I strongly recommend you to restart/resume with other random seed.
down_block_res_samples, mid_block_res_sample, \ encoder_hidden_states_with_cam = self.controlnet( noisy_latents, # b, N_cam, 4, H/8, W/8 timesteps, # b camera_param=camera_param, # b, N_cam, 189 encoder_hidden_states=encoder_hidden_states, # b, len, 768 encoder_hidden_states_uncond=encoder_hidden_states_uncond, # 1, len, 768 controlnet_cond=controlnet_image, # b, 26, 200, 200 return_dict=False, **kwargs, ) form :magicdrive/runner/multiview_runner.py
hey I Find that the mid_block_res_sample is inf,and the dtype is torch.float16 ,would you might have some advices for the bug?
NaN problem is known to appear in many models, heavily depending on your initialization and training process, and hard to reproduce. I admit that implementation error could be one of the reasons. However, given the fact that all of our training is fine, I think our code is fine. Therefore, I do not suggest you try solving this issue by debugging it.
Anyway, if you indeed find that some operator is buggy, it would be very grateful to report the exact issue. Thanks.

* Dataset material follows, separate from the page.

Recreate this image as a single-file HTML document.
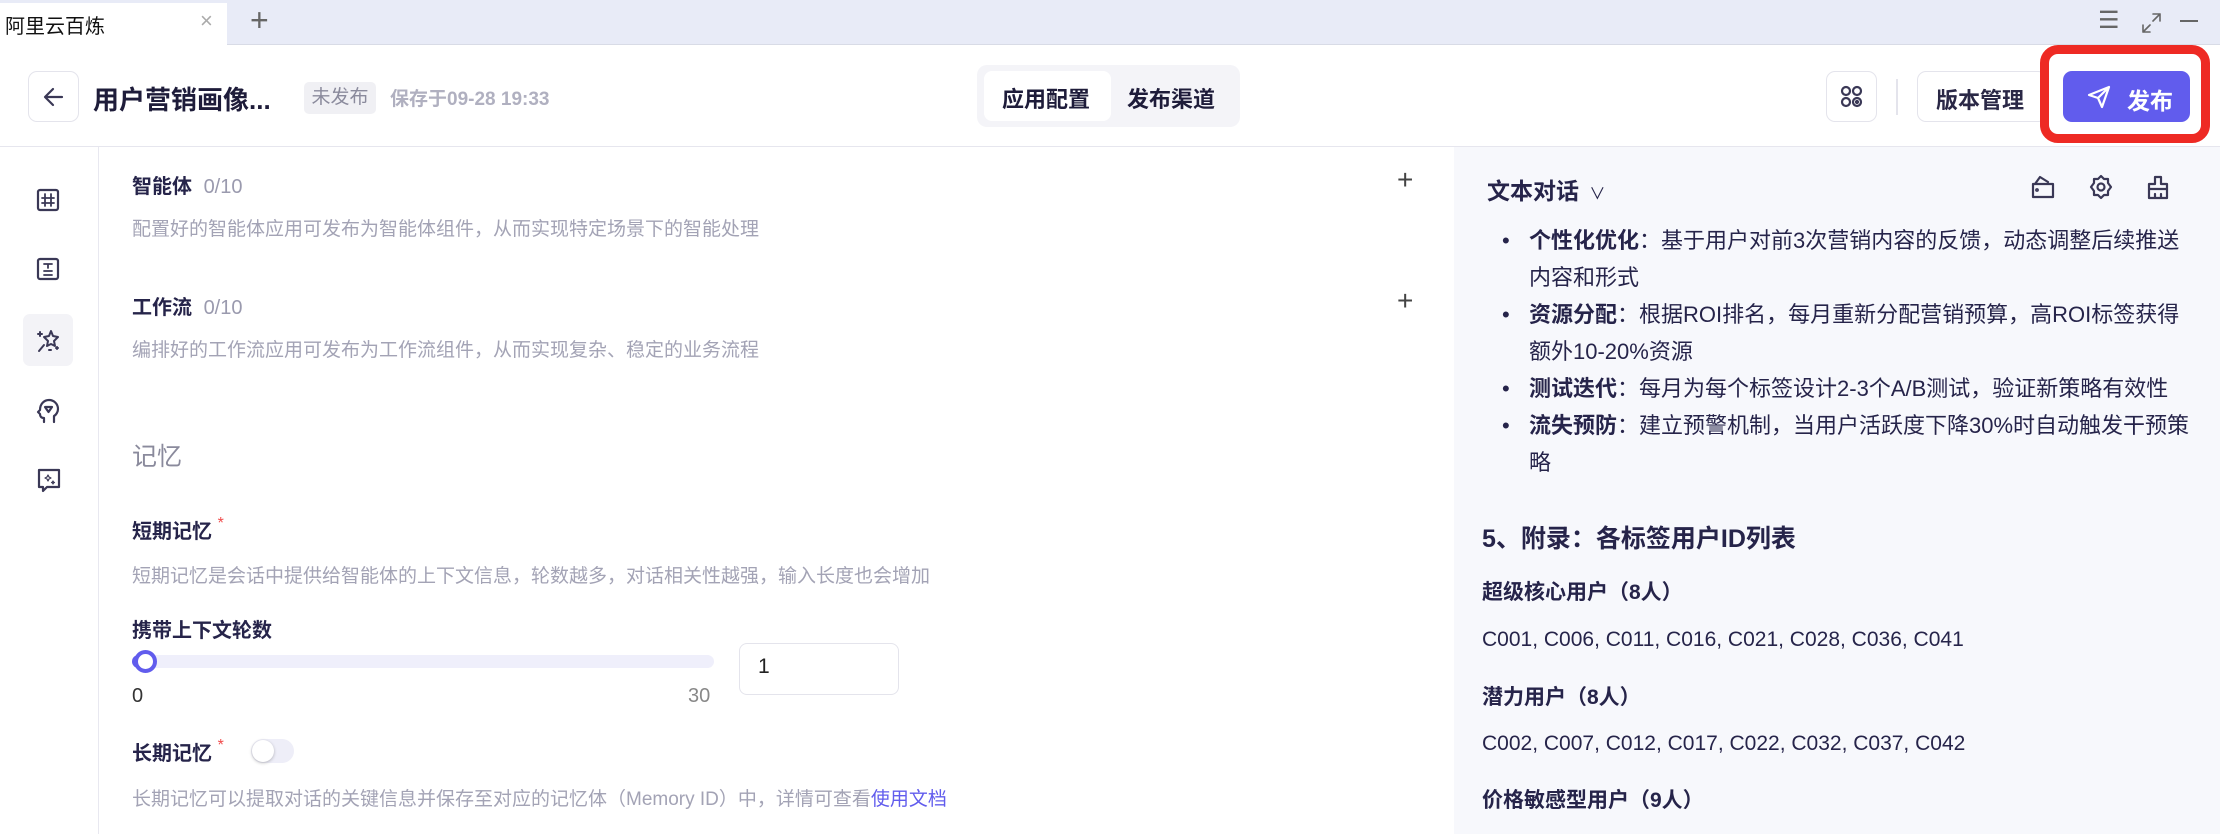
<!DOCTYPE html>
<html><head><meta charset="utf-8"><style>
*{margin:0;padding:0;box-sizing:border-box}
body{width:2220px;height:834px;overflow:hidden;background:#fff;font-family:"Liberation Sans","Noto Sans CJK SC",sans-serif;color:#26244a;position:relative}
.a{position:absolute;white-space:nowrap}
.g{color:#a3a3b5}
svg{position:absolute;fill:none;stroke:#3a3856;stroke-width:2.6;stroke-linecap:round;stroke-linejoin:round}
</style></head><body>
<div class="a" style="left:0;top:0;width:2220px;height:45px;background:#e8ebf7;border-bottom:1px solid #d8dbe6"></div>
<div class="a" style="left:0;top:3px;width:227px;height:42px;background:#fff"></div>
<div class="a" style="left:5px;top:10px;font-size:20px;color:#111">阿里云百炼</div>
<div class="a" style="left:200px;top:8px;font-size:22px;color:#aaa">×</div>
<div class="a" style="left:250px;top:2px;font-size:32px;color:#666;font-weight:300">+</div>
<div class="a" style="left:2098px;top:6px;font-size:24px;color:#666">☰</div>
<svg style="left:2140px;top:12px;stroke:#666;stroke-width:1.6" width="24" height="22"><path d="M13 2h7v7M20 2l-7 7M3 13v7h7M3 20l7-7"/></svg>
<div class="a" style="left:2180px;top:20px;width:18px;height:2px;background:#666"></div>
<div class="a" style="left:0;top:146px;width:2220px;height:1px;background:#e6e6ee"></div>
<div class="a" style="left:28px;top:71px;width:51px;height:51px;border:1px solid #e4e4ec;border-radius:9px"></div>
<svg style="left:40px;top:83px" width="28" height="28"><path d="M22 14H6M13 6l-8 8 8 8" stroke-width="2.2"/></svg>
<div class="a" style="left:93px;top:80px;font-size:26px;font-weight:bold;color:#1e1c3a">用户营销画像...</div>
<div class="a" style="left:304px;top:82px;width:72px;height:32px;background:#f0f0f4;border-radius:5px;font-size:19px;color:#8a8a9c;text-align:center;line-height:32px">未发布</div>
<div class="a g" style="left:390px;top:84px;font-size:19px;font-weight:bold;color:#b0b0c0">保存于09-28 19:33</div>
<div class="a" style="left:977px;top:65px;width:263px;height:62px;background:#f4f4f8;border-radius:10px"></div>
<div class="a" style="left:984px;top:71px;width:127px;height:50px;background:#fff;border-radius:8px"></div>
<div class="a" style="left:1002px;top:82px;font-size:22px;font-weight:bold;color:#1e1c3a">应用配置</div>
<div class="a" style="left:1127px;top:82px;font-size:22px;font-weight:bold;color:#1e1c3a">发布渠道</div>
<div class="a" style="left:1826px;top:71px;width:51px;height:51px;border:1px solid #e4e4ec;border-radius:9px"></div>
<svg style="left:1839px;top:84px;stroke-width:2.2" width="26" height="26"><circle cx="7" cy="7" r="4"/><circle cx="18" cy="7" r="4"/><circle cx="7" cy="18" r="4"/><circle cx="18" cy="18" r="4"/><circle cx="18" cy="18" r="1"/></svg>
<div class="a" style="left:1896px;top:79px;width:2px;height:36px;background:#e4e4ec"></div>
<div class="a" style="left:1917px;top:71px;width:130px;height:51px;border:1px solid #e4e4ec;border-radius:9px"></div>
<div class="a" style="left:1936px;top:83px;font-size:22px;font-weight:bold;color:#2a2846">版本管理</div>
<div class="a" style="left:2040px;top:45px;width:170px;height:98px;border:9px solid #ee2a24;border-radius:18px;background:#fff"></div>
<div class="a" style="left:2063px;top:71px;width:127px;height:51px;background:#615ced;border-radius:9px"></div>
<svg style="left:2086px;top:84px;stroke:#fff;stroke-width:2.2" width="26" height="26"><path d="M3 11L23 3 16 23 12 14Z M12 14L23 3"/></svg>
<div class="a" style="left:2127px;top:82px;font-size:23px;font-weight:bold;color:#fff">发布</div>
<div class="a" style="left:98px;top:147px;width:1px;height:687px;background:#e8e8f0"></div>
<div class="a" style="left:23px;top:314px;width:50px;height:52px;background:#f3f3f7;border-radius:7px"></div>
<svg style="left:36px;top:188px;stroke-width:2.2" width="24" height="24"><rect x="2" y="2" width="20" height="20" rx="2"/><path d="M9 6v12M15 6v12M6 10h12M6 15h12" stroke-width="1.8"/></svg>
<svg style="left:36px;top:257px;stroke-width:2.2" width="24" height="24"><rect x="2" y="2" width="20" height="20" rx="2"/><path d="M8 7h8M12 7v4M8 14h8M8 18h8" stroke-width="1.8"/></svg>
<svg style="left:35px;top:328px;stroke-width:2" width="28" height="26"><path d="M16 3l2 5 5 1-4 4 1 5-4-2-4 2 1-5-4-4 5-1z"/><path d="M9 17l-5 6M5 4v4M3 6h4M14 22h2M21 20h2M22 19v2"/></svg>
<svg style="left:36px;top:397px;stroke-width:2.2" width="24" height="28"><path d="M8 25v-4c-3 0-4-2-4-4l-2-2 2-2c0-6 4-10 9-10s9 4 9 9c0 3-2 6-4 7v6"/><path d="M9 10h7l-3.5 5z"/></svg>
<svg style="left:36px;top:467px;stroke-width:2.2" width="26" height="28"><path d="M3 3h20v17H11l-4 4v-4H3z"/><path d="M12 8l1 2 2 1-2 1-1 2-1-2-2-1 2-1zM17 14l.5 1 1 .5-1 .5-.5 1-.5-1-1-.5 1-.5z" stroke-width="1.2"/></svg>
<div class="a" style="left:132px;top:170px;font-size:20px;font-weight:bold">智能体 <span style="font-weight:normal;color:#9a9aae;margin-left:6px">0/10</span></div>
<div class="a g" style="left:132px;top:214px;font-size:19px">配置好的智能体应用可发布为智能体组件，从而实现特定场景下的智能处理</div>
<div class="a" style="left:1397px;top:164px;font-size:28px;font-weight:300;color:#444">+</div>
<div class="a" style="left:132px;top:291px;font-size:20px;font-weight:bold">工作流 <span style="font-weight:normal;color:#9a9aae;margin-left:6px">0/10</span></div>
<div class="a g" style="left:132px;top:335px;font-size:19px">编排好的工作流应用可发布为工作流组件，从而实现复杂、稳定的业务流程</div>
<div class="a" style="left:1397px;top:285px;font-size:28px;font-weight:300;color:#444">+</div>
<div class="a" style="left:132px;top:437px;font-size:25px;color:#8a8a9c">记忆</div>
<div class="a" style="left:132px;top:515px;font-size:20px;font-weight:bold">短期记忆 <span style="color:#f04a4a;font-weight:normal;font-size:16px;vertical-align:top">*</span></div>
<div class="a g" style="left:132px;top:561px;font-size:19px">短期记忆是会话中提供给智能体的上下文信息，轮数越多，对话相关性越强，输入长度也会增加</div>
<div class="a" style="left:132px;top:614px;font-size:20px;font-weight:bold">携带上下文轮数</div>
<div class="a" style="left:132px;top:655px;width:582px;height:13px;background:#efeffb;border-radius:7px"></div>
<div class="a" style="left:132px;top:655px;width:14px;height:13px;background:#615ced;border-radius:7px 0 0 7px"></div>
<div class="a" style="left:134px;top:650px;width:23px;height:23px;background:#fff;border:4px solid #615ced;border-radius:50%"></div>
<div class="a" style="left:132px;top:685px;font-size:20px;color:#333">0</div>
<div class="a" style="left:688px;top:685px;font-size:20px;color:#888">30</div>
<div class="a" style="left:739px;top:643px;width:160px;height:52px;border:1px solid #e4e4ec;border-radius:8px"></div>
<div class="a" style="left:758px;top:655px;font-size:21px;color:#222">1</div>
<div class="a" style="left:132px;top:737px;font-size:20px;font-weight:bold">长期记忆 <span style="color:#f04a4a;font-weight:normal;font-size:16px;vertical-align:top">*</span></div>
<div class="a" style="left:251px;top:739px;width:43px;height:24px;background:#eeeef8;border-radius:12px"></div>
<div class="a" style="left:252px;top:740px;width:22px;height:22px;background:#fff;border-radius:50%;box-shadow:0 1px 3px rgba(0,0,0,.25)"></div>
<div class="a g" style="left:132px;top:784px;font-size:19px">长期记忆可以提取对话的关键信息并保存至对应的记忆体（Memory ID）中，详情可查看<span style="color:#615ced">使用文档</span></div>
<div class="a" style="left:1454px;top:147px;width:766px;height:687px;background:#f7f8fc"></div>
<div class="a" style="left:1487px;top:172px;font-size:23px;font-weight:bold">文本对话 <span style="font-weight:normal;font-size:16px;margin-left:4px">∨</span></div>
<svg style="left:2030px;top:174px;stroke-width:2.2" width="26" height="26"><path d="M3 10h20v13H3zM5 10l5-7 8 5"/><circle cx="7" cy="16" r=".8"/></svg>
<svg style="left:2088px;top:174px;stroke-width:2.2" width="26" height="26"><path d="M13 2l3 3h4v4l3 4-3 4v4h-4l-3 3-3-3H6v-4l-3-4 3-4V5h4z"/><circle cx="13" cy="13" r="3.5"/></svg>
<svg style="left:2145px;top:174px;stroke-width:2.2" width="26" height="26"><path d="M10 3h6v7h6v5H4v-5h6zM4 15v9h18v-9M10 24v-4M16 24v-4"/></svg>
<div style="position:absolute;left:1487px;top:222px;font-size:22px;line-height:37px;color:#26244a;width:706px">
<div style="position:relative;padding-left:42px"><span style="position:absolute;left:15px">•</span><b>个性化优化</b>：基于用户对前3次营销内容的反馈，动态调整后续推送内容和形式</div>
<div style="position:relative;padding-left:42px"><span style="position:absolute;left:15px">•</span><b>资源分配</b>：根据ROI排名，每月重新分配营销预算，高ROI标签获得额外10-20%资源</div>
<div style="position:relative;padding-left:42px"><span style="position:absolute;left:15px">•</span><b>测试迭代</b>：每月为每个标签设计2-3个A/B测试，验证新策略有效性</div>
<div style="position:relative;padding-left:42px"><span style="position:absolute;left:15px">•</span><b>流失预防</b>：建立预警机制，当用户活跃度下降30%时自动触发干预策略</div>
</div>
<div class="a" style="left:1482px;top:519px;font-size:25px;font-weight:bold">5、附录：各标签用户ID列表</div>
<div class="a" style="left:1482px;top:576px;font-size:21px;font-weight:bold">超级核心用户（8人）</div>
<div class="a" style="left:1482px;top:628px;font-size:21px">C001, C006, C011, C016, C021, C028, C036, C041</div>
<div class="a" style="left:1482px;top:681px;font-size:21px;font-weight:bold">潜力用户（8人）</div>
<div class="a" style="left:1482px;top:732px;font-size:21px">C002, C007, C012, C017, C022, C032, C037, C042</div>
<div class="a" style="left:1482px;top:784px;font-size:21px;font-weight:bold">价格敏感型用户（9人）</div>
</body></html>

Could it be that the data has exceeded the representation range of fp16, leading to overflow?
Yes, that's what I mean.
It may happen during the optimization process, so clipping the grad norm may be a straightforward solution (other solutions I listed above are similar). Hope there is no real bug in the AMP module since it is provided by the training framework.
Another possible solution is to use bf16, but we do not have time for migration and testing.
Hey,Could any one give me a docker images for v100 of python enviroment, because my v100 server could not connect to the internet. thanks a lot.
You may watch your new issue :)
Steps: 0%| | 4680/1172500 [3:15:04<781:36:43, 2.41s/it, loss=0.0968, lr0=4e-5]Error executing job with overrides: ['+exp=224x400', 'runner=4gpus'] Traceback (most recent call last): File "tools/train.py", line 110, in main runner.run() File "/data/**./magicdrive/runner/base_runner.py", line 352, in run raise RuntimeError('Your loss is NaN.') RuntimeError: Your loss is NaN.
Set the environment variable HYDRA_FULL_ERROR=1 for a complete stack trace.
Steps: 0%| | 4734/1172500 [3:18:08<814:35:08, 2.51s/it, loss=0.294, lr0=4e-5]
hey,I train the model for 4 gpus V100,with batch_size=3,and learning_rate is 4e-5,but I got the error.Does any one have ever encounted the error?Thanks a lot.